Farther back, ’73-’74 was the first oil-shock inflation, just as deep as the ’79-’82 double-dip, but short, much like the ones in the ’60s and ’50s.
So, today you want the Fed to do something to bail out housing, or The Street, or just the stock market, maybe? Remembering that any action would be condemned (perhaps accurately) as interference with a normal and cleansing correction, removal of moral hazard, and restoration of the much-derided Greenspan Put? Prematurely ease and waste the whole inflation-fighting benefit of the tightening cycle?
The Fed could cut its rate from 5.25 percent, in anticipation that sudden shrinkage of mortgage credit will push housing into a heap, and finally bury the economy, too. But that’s hard to justify on two grounds: there’s nothing “high” about today’s 6.5 percent mortgage money: when the Fed cut in ’91, mortgages were 10 percent; in ’98, 8 percent. Anyway, the Fed is supposed to wait to ease until the last possible instant to get the most inflation-fighting impact from the tightening cycle.
Instead the Fed could now offer, ’87-style, to cover all bets, but there’s not yet an indication of systemic dominoes. Not even Bear has as much credit trouble as prospect of losing litigation. The Fed can’t stop the cruelest part of this mortgage/housing meltdown, the punishment of unwary home buyers, nor should it stop the equitable aspect: not a single failed mortgage firm or investment venture has suffered more damage than deserved. Same for the demise of the easy leveraged buy-out.
For the moment the Fed shouldn’t do a thing other than to watch the real economy and be alert to the possibility of systemic credit failure, which leads to two ponderables: one short term, one long.
If this crunch gets uglier, will the Fed know how to respond? A credit crunch is a pure market event having little to do with monetary policy. From 1987 to 2006, Greenspan deployed his extraordinary market sense in these decisions, over time with such demonstrable skill that policy became a solitary matter. Does the Fed still possess the institutional skill to guide current Fed Chair Ben Bernanke, a monetary academician, in the markets? Or did that talent atrophy during Greenspan’s time?
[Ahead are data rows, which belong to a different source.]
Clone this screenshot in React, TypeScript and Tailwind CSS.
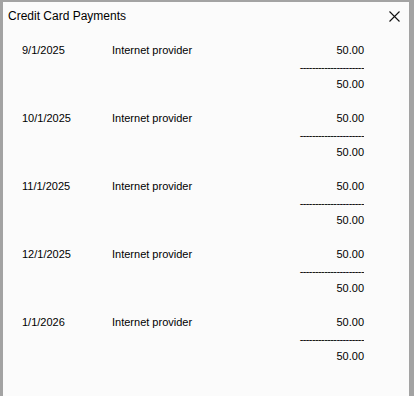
const payments = [
  { date: "9/1/2025", desc: "Internet provider", amount: "50.00", total: "50.00" },
  { date: "10/1/2025", desc: "Internet provider", amount: "50.00", total: "50.00" },
  { date: "11/1/2025", desc: "Internet provider", amount: "50.00", total: "50.00" },
  { date: "12/1/2025", desc: "Internet provider", amount: "50.00", total: "50.00" },
  { date: "1/1/2026", desc: "Internet provider", amount: "50.00", total: "50.00" },
];

export default function App() {
  return (
    <div className="w-[414px] h-[396px] bg-[#a3a3a3] pl-[3px] pt-[2px] pr-[5px] overflow-hidden font-['Liberation_Sans',Arial,sans-serif] text-black">
      <div className="h-full bg-[#fbfbfb] flex flex-col">
        {/* title bar */}
        <div className="h-[28px] flex items-center justify-between pl-[5px] pr-[9px]">
          <span className="text-[12px] leading-none">Credit Card Payments</span>
          <svg width="11" height="11" viewBox="0 0 11 11" className="block">
            <path d="M0.5 0.5 L10.5 10.5 M10.5 0.5 L0.5 10.5" stroke="#111" strokeWidth="1.1" />
          </svg>
        </div>

        {/* rows */}
        <div className="flex flex-col pt-[13px] pl-[19px] pr-[45px] text-[11px]">
          {payments.map((p) => (
            <div key={p.date} className="h-[68px] flex flex-col">
              <div className="h-[14px] leading-[14px] flex">
                <span className="w-[90px]">{p.date}</span>
                <span className="flex-1">{p.desc}</span>
                <span>{p.amount}</span>
              </div>
              <div className="h-[20px] leading-[14px] pt-[3px] flex justify-end tracking-[-0.6px] overflow-hidden">
                <span>---------------------</span>
              </div>
              <div className="h-[14px] leading-[14px] flex justify-end">
                <span>{p.total}</span>
              </div>
            </div>
          ))}
        </div>
      </div>
    </div>
  );
}
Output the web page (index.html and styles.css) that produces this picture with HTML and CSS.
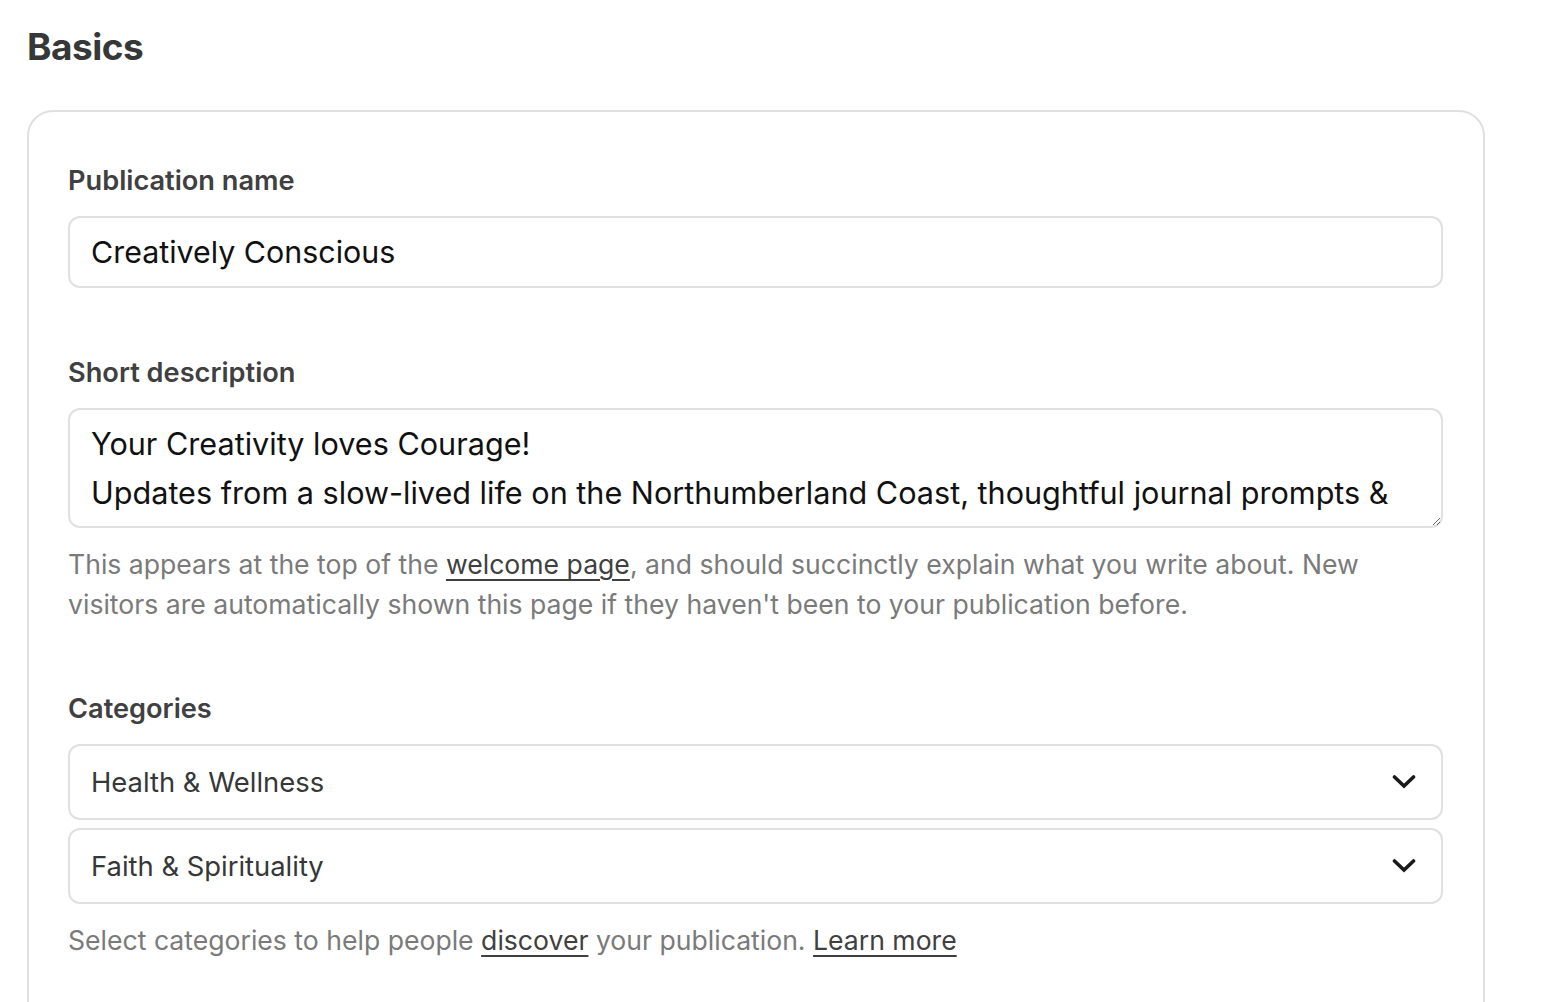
FILE: index.html
```html
<!DOCTYPE html>
<html>
<head>
<meta charset="utf-8">
<link rel="stylesheet" href="styles.css">
</head>
<body>
<main class="page">
  <h1 class="title">Basics</h1>
  <section class="card">
    <div class="field">
      <label class="label">Publication name</label>
      <div class="input">Creatively Conscious</div>
    </div>
    <div class="field">
      <label class="label">Short description</label>
      <textarea class="textarea">Your Creativity loves Courage!
Updates from a slow-lived life on the Northumberland Coast, thoughtful journal prompts &amp;</textarea>
      <p class="hint">This appears at the top of the <a href="#">welcome page</a>, and should succinctly explain what you write about. New visitors are automatically shown this page if they haven't been to your publication before.</p>
    </div>
    <div class="field">
      <label class="label">Categories</label>
      <div class="selects">
        <div class="select">
          <span>Health &amp; Wellness</span>
          <svg class="chev" width="24" height="16" viewBox="0 0 24 16"><path d="M2.5 3 L12 12 L21.5 3" fill="none" stroke="#1a1a1a" stroke-width="3.6" stroke-linecap="round" stroke-linejoin="miter"/></svg>
        </div>
        <div class="select">
          <span>Faith &amp; Spirituality</span>
          <svg class="chev" width="24" height="16" viewBox="0 0 24 16"><path d="M2.5 3 L12 12 L21.5 3" fill="none" stroke="#1a1a1a" stroke-width="3.6" stroke-linecap="round" stroke-linejoin="miter"/></svg>
        </div>
      </div>
      <p class="hint hint-cat">Select categories to help people <a href="#">discover</a> your publication. <a href="#">Learn more</a></p>
    </div>
  </section>
</main>
</body>
</html>
```

FILE: styles.css
```css
* { box-sizing: border-box; }
html, body { margin: 0; padding: 0; background: #fff; }
body {
  font-family: Inter, "Noto Sans", "Liberation Sans", sans-serif;
  color: #363737;
  overflow: hidden;
  height: 1002px;
}
.page {
  padding: 22px 60px 0 27px;
}
.title {
  margin: 0;
  font-size: 37px;
  font-weight: 700;
  letter-spacing: -0.5px;
  line-height: 50px;
  color: #363737;
}
.card {
  margin-top: 38px;
  border: 2px solid #e0e0e0;
  border-radius: 26px;
  padding: 51px 40px 60px 39px;
  width: 1458px;
  height: 1000px;
}
.field { margin-bottom: 67px; }
.label {
  display: block;
  font-size: 27.2px;
  font-weight: 600;
  color: #404040;
  line-height: 36px;
  margin-bottom: 17px;
}
.input, .textarea, .select {
  width: 100%;
  border: 2px solid #e0e0e0;
  border-radius: 12px;
  background: #fff;
  font-family: inherit;
}
.input {
  height: 72px;
  padding: 0 21px;
  display: flex;
  align-items: center;
  font-size: 30.4px;
  color: #111;
}
.textarea {
  display: block;
  height: 120px;
  padding: 9px 21px;
  line-height: 49px;
  font-size: 30.6px;
  color: #111;
  resize: vertical;
  overflow: hidden;
  outline: none;
  margin: 0;
}
.hint {
  margin: 16px 0 0;
  font-size: 26.6px;
  line-height: 40px;
  color: #7a7a7a;
}
.hint-cat { margin-top: 16px; }
.hint a { color: #404040; text-decoration: underline; text-underline-offset: 5px; }
.selects { display: flex; flex-direction: column; gap: 8px; }
.select {
  height: 76px;
  padding: 0 25px 0 21px;
  display: flex;
  align-items: center;
  justify-content: space-between;
  font-size: 27.4px;
  color: #363737;
}
.chev { flex: none; }
```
In the longer run, free-marketeer that I am, it is a mistake to allow Wild West conditions to continue in the mortgage market. Eleven trillion in outstanding home mortgages upon which housing and the economy depend cannot continue to be the playground of unregulated Wall Street derivatizers. It will be a while before the survivors of this episode get quite so carried away again, but not long enough.